_GIVEN TASK:_
Set down all of the data that follows word for word, without the images.

_COLLECTED MATERIAL:_

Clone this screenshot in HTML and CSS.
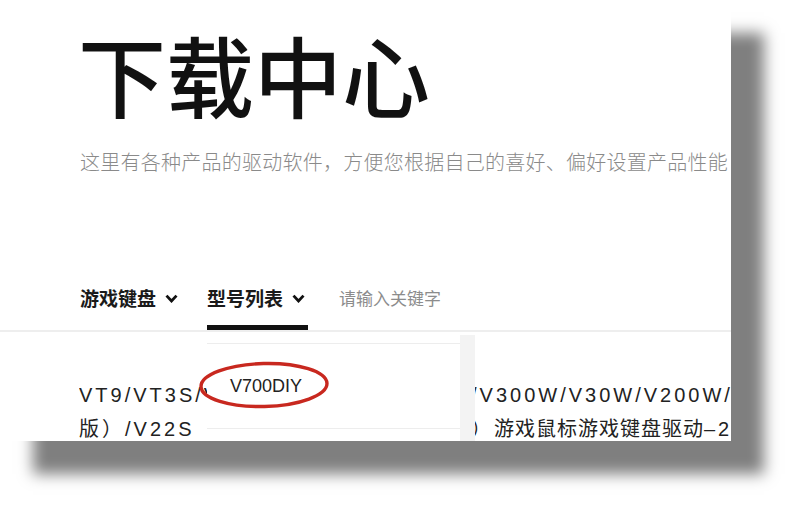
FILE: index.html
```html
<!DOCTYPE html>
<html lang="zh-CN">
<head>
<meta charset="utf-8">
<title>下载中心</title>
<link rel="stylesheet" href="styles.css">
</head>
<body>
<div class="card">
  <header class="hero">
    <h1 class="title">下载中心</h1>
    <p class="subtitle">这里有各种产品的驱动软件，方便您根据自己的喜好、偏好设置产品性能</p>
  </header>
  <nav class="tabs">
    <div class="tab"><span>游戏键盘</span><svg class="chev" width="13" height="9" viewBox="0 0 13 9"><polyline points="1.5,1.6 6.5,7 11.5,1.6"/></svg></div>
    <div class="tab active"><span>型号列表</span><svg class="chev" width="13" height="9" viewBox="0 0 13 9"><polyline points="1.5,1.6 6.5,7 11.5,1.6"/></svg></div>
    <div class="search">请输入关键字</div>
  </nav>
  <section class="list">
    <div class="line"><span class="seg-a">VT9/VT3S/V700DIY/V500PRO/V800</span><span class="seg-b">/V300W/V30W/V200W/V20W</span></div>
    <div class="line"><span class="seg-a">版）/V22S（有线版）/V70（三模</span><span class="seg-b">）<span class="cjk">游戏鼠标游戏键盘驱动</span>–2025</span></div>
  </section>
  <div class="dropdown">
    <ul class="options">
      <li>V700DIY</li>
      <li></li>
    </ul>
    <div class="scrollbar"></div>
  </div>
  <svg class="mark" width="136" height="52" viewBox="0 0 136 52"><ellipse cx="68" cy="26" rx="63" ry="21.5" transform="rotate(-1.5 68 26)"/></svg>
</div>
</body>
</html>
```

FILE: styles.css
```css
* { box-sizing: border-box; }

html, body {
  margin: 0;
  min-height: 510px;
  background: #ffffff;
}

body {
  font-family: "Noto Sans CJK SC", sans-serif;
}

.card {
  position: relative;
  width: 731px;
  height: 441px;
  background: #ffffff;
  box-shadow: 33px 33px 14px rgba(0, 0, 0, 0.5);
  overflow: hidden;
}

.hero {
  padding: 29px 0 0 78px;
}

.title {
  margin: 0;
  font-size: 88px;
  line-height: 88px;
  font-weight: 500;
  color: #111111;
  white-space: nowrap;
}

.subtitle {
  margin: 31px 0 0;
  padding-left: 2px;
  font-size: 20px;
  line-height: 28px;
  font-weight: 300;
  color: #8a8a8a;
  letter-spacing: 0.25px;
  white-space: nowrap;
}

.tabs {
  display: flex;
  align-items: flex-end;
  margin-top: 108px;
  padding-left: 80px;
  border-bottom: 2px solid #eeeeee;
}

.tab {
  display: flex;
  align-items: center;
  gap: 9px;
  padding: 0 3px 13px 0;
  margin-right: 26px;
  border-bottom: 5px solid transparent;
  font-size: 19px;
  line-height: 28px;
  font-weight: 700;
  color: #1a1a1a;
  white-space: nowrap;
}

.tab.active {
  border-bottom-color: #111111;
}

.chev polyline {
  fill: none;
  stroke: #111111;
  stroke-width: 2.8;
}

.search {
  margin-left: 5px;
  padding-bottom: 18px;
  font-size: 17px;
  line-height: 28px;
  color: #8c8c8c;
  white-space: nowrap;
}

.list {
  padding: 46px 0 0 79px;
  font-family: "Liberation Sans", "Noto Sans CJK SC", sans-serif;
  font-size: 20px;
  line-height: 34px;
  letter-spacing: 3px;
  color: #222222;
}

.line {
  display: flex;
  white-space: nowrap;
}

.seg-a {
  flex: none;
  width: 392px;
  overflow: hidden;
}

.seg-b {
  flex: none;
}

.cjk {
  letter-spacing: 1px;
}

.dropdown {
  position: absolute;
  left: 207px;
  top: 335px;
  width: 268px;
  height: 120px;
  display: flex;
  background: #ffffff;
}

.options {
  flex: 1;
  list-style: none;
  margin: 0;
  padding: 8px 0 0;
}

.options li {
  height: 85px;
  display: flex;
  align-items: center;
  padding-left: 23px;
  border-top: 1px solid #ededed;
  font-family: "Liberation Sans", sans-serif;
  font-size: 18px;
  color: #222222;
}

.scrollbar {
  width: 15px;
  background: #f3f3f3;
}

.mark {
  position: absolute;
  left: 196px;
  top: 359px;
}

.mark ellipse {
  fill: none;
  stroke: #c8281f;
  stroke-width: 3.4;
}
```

_EXERCISE SOLUTION:_
Clone this screenshot in HTML and CSS.
FILE: index.html
```html
<!DOCTYPE html>
<html lang="zh-CN">
<head>
<meta charset="utf-8">
<title>下载中心</title>
<link rel="stylesheet" href="styles.css">
</head>
<body>
<div class="card">
  <header class="hero">
    <h1 class="title">下载中心</h1>
    <p class="subtitle">这里有各种产品的驱动软件，方便您根据自己的喜好、偏好设置产品性能</p>
  </header>
  <nav class="tabs">
    <div class="tab"><span>游戏键盘</span><svg class="chev" width="13" height="9" viewBox="0 0 13 9"><polyline points="1.5,1.6 6.5,7 11.5,1.6"/></svg></div>
    <div class="tab active"><span>型号列表</span><svg class="chev" width="13" height="9" viewBox="0 0 13 9"><polyline points="1.5,1.6 6.5,7 11.5,1.6"/></svg></div>
    <div class="search">请输入关键字</div>
  </nav>
  <section class="list">
    <div class="line"><span class="seg-a">VT9/VT3S/V700DIY/V500PRO/V800</span><span class="seg-b">/V300W/V30W/V200W/V20W</span></div>
    <div class="line"><span class="seg-a">版）/V22S（有线版）/V70（三模</span><span class="seg-b">）<span class="cjk">游戏鼠标游戏键盘驱动</span>–2025</span></div>
  </section>
  <div class="dropdown">
    <ul class="options">
      <li>V700DIY</li>
      <li></li>
    </ul>
    <div class="scrollbar"></div>
  </div>
  <svg class="mark" width="136" height="52" viewBox="0 0 136 52"><ellipse cx="68" cy="26" rx="63" ry="21.5" transform="rotate(-1.5 68 26)"/></svg>
</div>
</body>
</html>
```

FILE: styles.css
```css
* { box-sizing: border-box; }

html, body {
  margin: 0;
  min-height: 510px;
  background: #ffffff;
}

body {
  font-family: "Noto Sans CJK SC", sans-serif;
}

.card {
  position: relative;
  width: 731px;
  height: 441px;
  background: #ffffff;
  box-shadow: 33px 33px 14px rgba(0, 0, 0, 0.5);
  overflow: hidden;
}

.hero {
  padding: 29px 0 0 78px;
}

.title {
  margin: 0;
  font-size: 88px;
  line-height: 88px;
  font-weight: 500;
  color: #111111;
  white-space: nowrap;
}

.subtitle {
  margin: 31px 0 0;
  padding-left: 2px;
  font-size: 20px;
  line-height: 28px;
  font-weight: 300;
  color: #8a8a8a;
  letter-spacing: 0.25px;
  white-space: nowrap;
}

.tabs {
  display: flex;
  align-items: flex-end;
  margin-top: 108px;
  padding-left: 80px;
  border-bottom: 2px solid #eeeeee;
}

.tab {
  display: flex;
  align-items: center;
  gap: 9px;
  padding: 0 3px 13px 0;
  margin-right: 26px;
  border-bottom: 5px solid transparent;
  font-size: 19px;
  line-height: 28px;
  font-weight: 700;
  color: #1a1a1a;
  white-space: nowrap;
}

.tab.active {
  border-bottom-color: #111111;
}

.chev polyline {
  fill: none;
  stroke: #111111;
  stroke-width: 2.8;
}

.search {
  margin-left: 5px;
  padding-bottom: 18px;
  font-size: 17px;
  line-height: 28px;
  color: #8c8c8c;
  white-space: nowrap;
}

.list {
  padding: 46px 0 0 79px;
  font-family: "Liberation Sans", "Noto Sans CJK SC", sans-serif;
  font-size: 20px;
  line-height: 34px;
  letter-spacing: 3px;
  color: #222222;
}

.line {
  display: flex;
  white-space: nowrap;
}

.seg-a {
  flex: none;
  width: 392px;
  overflow: hidden;
}

.seg-b {
  flex: none;
}

.cjk {
  letter-spacing: 1px;
}

.dropdown {
  position: absolute;
  left: 207px;
  top: 335px;
  width: 268px;
  height: 120px;
  display: flex;
  background: #ffffff;
}

.options {
  flex: 1;
  list-style: none;
  margin: 0;
  padding: 8px 0 0;
}

.options li {
  height: 85px;
  display: flex;
  align-items: center;
  padding-left: 23px;
  border-top: 1px solid #ededed;
  font-family: "Liberation Sans", sans-serif;
  font-size: 18px;
  color: #222222;
}

.scrollbar {
  width: 15px;
  background: #f3f3f3;
}

.mark {
  position: absolute;
  left: 196px;
  top: 359px;
}

.mark ellipse {
  fill: none;
  stroke: #c8281f;
  stroke-width: 3.4;
}
```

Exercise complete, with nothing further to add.